STATED PROBLEM
Leave out the pictures, then reproduce the rest of the material exactly.

DATA SECTION
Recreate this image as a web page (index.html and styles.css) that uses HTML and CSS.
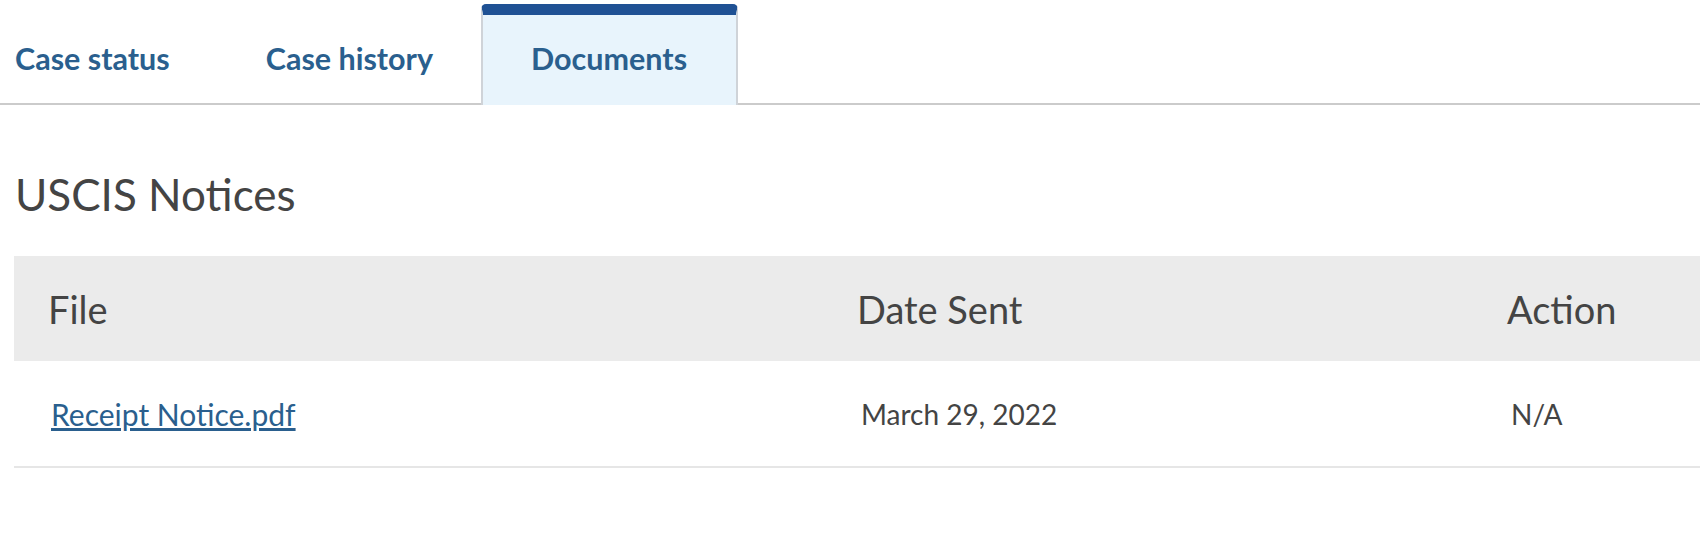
FILE: index.html
```html
<!DOCTYPE html>
<html lang="en">
<head>
    <meta charset="UTF-8">
    <meta name="viewport" content="width=device-width, initial-scale=1.0">
    <title>Case Documents</title>
    <link rel="stylesheet" href="styles.css">
</head>
<body>
    <nav class="tabs">
        <a class="tab" href="#status">Case status</a>
        <a class="tab" href="#history">Case history</a>
        <a class="tab active" href="#documents">Documents</a>
    </nav>

    <section class="notices">
        <h2>USCIS Notices</h2>
        <table class="notice-table">
            <thead>
                <tr>
                    <th class="col-file">File</th>
                    <th class="col-date">Date Sent</th>
                    <th class="col-action">Action</th>
                </tr>
            </thead>
            <tbody>
                <tr>
                    <td><a href="#receipt">Receipt Notice.pdf</a></td>
                    <td>March 29, 2022</td>
                    <td>N/A</td>
                </tr>
            </tbody>
        </table>
    </section>
</body>
</html>
```

FILE: styles.css
```css
body {
    font-family: Lato, "Liberation Sans", sans-serif;
    margin: 0;
    color: #444;
    background: #fff;
}
.tabs {
    display: flex;
    align-items: flex-end;
    height: 101px;
    padding-top: 2px;
    border-bottom: 2px solid #cbcbcb;
}
.tab {
    position: relative;
    top: 2px;
    display: flex;
    align-items: center;
    box-sizing: border-box;
    height: 101px;
    padding: 0 46px 5px 46px;
    font-size: 30.5px;
    font-weight: bold;
    color: #2a5f8e;
    text-decoration: none;
    border-top: 11px solid transparent;
    border-left: 2px solid transparent;
    border-right: 2px solid transparent;
    border-radius: 5px 5px 0 0;
}
.tab:first-child {
    padding-left: 13px;
}
.tab.active {
    padding-left: 48px;
    padding-right: 49px;
    background-color: #e8f4fc;
    border-top-color: #1f5194;
    border-left-color: #cfd3d8;
    border-right-color: #cfd3d8;
}
.notices {
    padding: 0 0 0 14px;
}
.notices h2 {
    margin: 61px 0 34px 1px;
    font-size: 44px;
    font-weight: normal;
    color: #444;
    line-height: 56px;
}
.notice-table {
    width: 100%;
    border-collapse: collapse;
}
.notice-table th {
    height: 105px;
    padding: 0;
    background-color: #ebebeb;
    font-size: 38px;
    font-weight: normal;
    text-align: left;
    color: #444;
}
.notice-table td {
    height: 105px;
    padding: 0;
    font-size: 28px;
    color: #444;
    border-bottom: 2px solid #e6e6e6;
}
.notice-table th.col-file {
    width: 809px;
    padding-left: 34px;
}
.notice-table th.col-date {
    width: 650px;
    padding-left: 0;
}
.notice-table td:first-child {
    padding-left: 37px;
}
.notice-table td:nth-child(2),
.notice-table td:nth-child(3) {
    padding-left: 4px;
}
.notice-table a {
    font-size: 30px;
    color: #2a5f8e;
}
```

COMPLETED TASK
Recreate this image as a web page (index.html and styles.css) that uses HTML and CSS.
FILE: index.html
```html
<!DOCTYPE html>
<html lang="en">
<head>
    <meta charset="UTF-8">
    <meta name="viewport" content="width=device-width, initial-scale=1.0">
    <title>Case Documents</title>
    <link rel="stylesheet" href="styles.css">
</head>
<body>
    <nav class="tabs">
        <a class="tab" href="#status">Case status</a>
        <a class="tab" href="#history">Case history</a>
        <a class="tab active" href="#documents">Documents</a>
    </nav>

    <section class="notices">
        <h2>USCIS Notices</h2>
        <table class="notice-table">
            <thead>
                <tr>
                    <th class="col-file">File</th>
                    <th class="col-date">Date Sent</th>
                    <th class="col-action">Action</th>
                </tr>
            </thead>
            <tbody>
                <tr>
                    <td><a href="#receipt">Receipt Notice.pdf</a></td>
                    <td>March 29, 2022</td>
                    <td>N/A</td>
                </tr>
            </tbody>
        </table>
    </section>
</body>
</html>
```

FILE: styles.css
```css
body {
    font-family: Lato, "Liberation Sans", sans-serif;
    margin: 0;
    color: #444;
    background: #fff;
}
.tabs {
    display: flex;
    align-items: flex-end;
    height: 101px;
    padding-top: 2px;
    border-bottom: 2px solid #cbcbcb;
}
.tab {
    position: relative;
    top: 2px;
    display: flex;
    align-items: center;
    box-sizing: border-box;
    height: 101px;
    padding: 0 46px 5px 46px;
    font-size: 30.5px;
    font-weight: bold;
    color: #2a5f8e;
    text-decoration: none;
    border-top: 11px solid transparent;
    border-left: 2px solid transparent;
    border-right: 2px solid transparent;
    border-radius: 5px 5px 0 0;
}
.tab:first-child {
    padding-left: 13px;
}
.tab.active {
    padding-left: 48px;
    padding-right: 49px;
    background-color: #e8f4fc;
    border-top-color: #1f5194;
    border-left-color: #cfd3d8;
    border-right-color: #cfd3d8;
}
.notices {
    padding: 0 0 0 14px;
}
.notices h2 {
    margin: 61px 0 34px 1px;
    font-size: 44px;
    font-weight: normal;
    color: #444;
    line-height: 56px;
}
.notice-table {
    width: 100%;
    border-collapse: collapse;
}
.notice-table th {
    height: 105px;
    padding: 0;
    background-color: #ebebeb;
    font-size: 38px;
    font-weight: normal;
    text-align: left;
    color: #444;
}
.notice-table td {
    height: 105px;
    padding: 0;
    font-size: 28px;
    color: #444;
    border-bottom: 2px solid #e6e6e6;
}
.notice-table th.col-file {
    width: 809px;
    padding-left: 34px;
}
.notice-table th.col-date {
    width: 650px;
    padding-left: 0;
}
.notice-table td:first-child {
    padding-left: 37px;
}
.notice-table td:nth-child(2),
.notice-table td:nth-child(3) {
    padding-left: 4px;
}
.notice-table a {
    font-size: 30px;
    color: #2a5f8e;
}
```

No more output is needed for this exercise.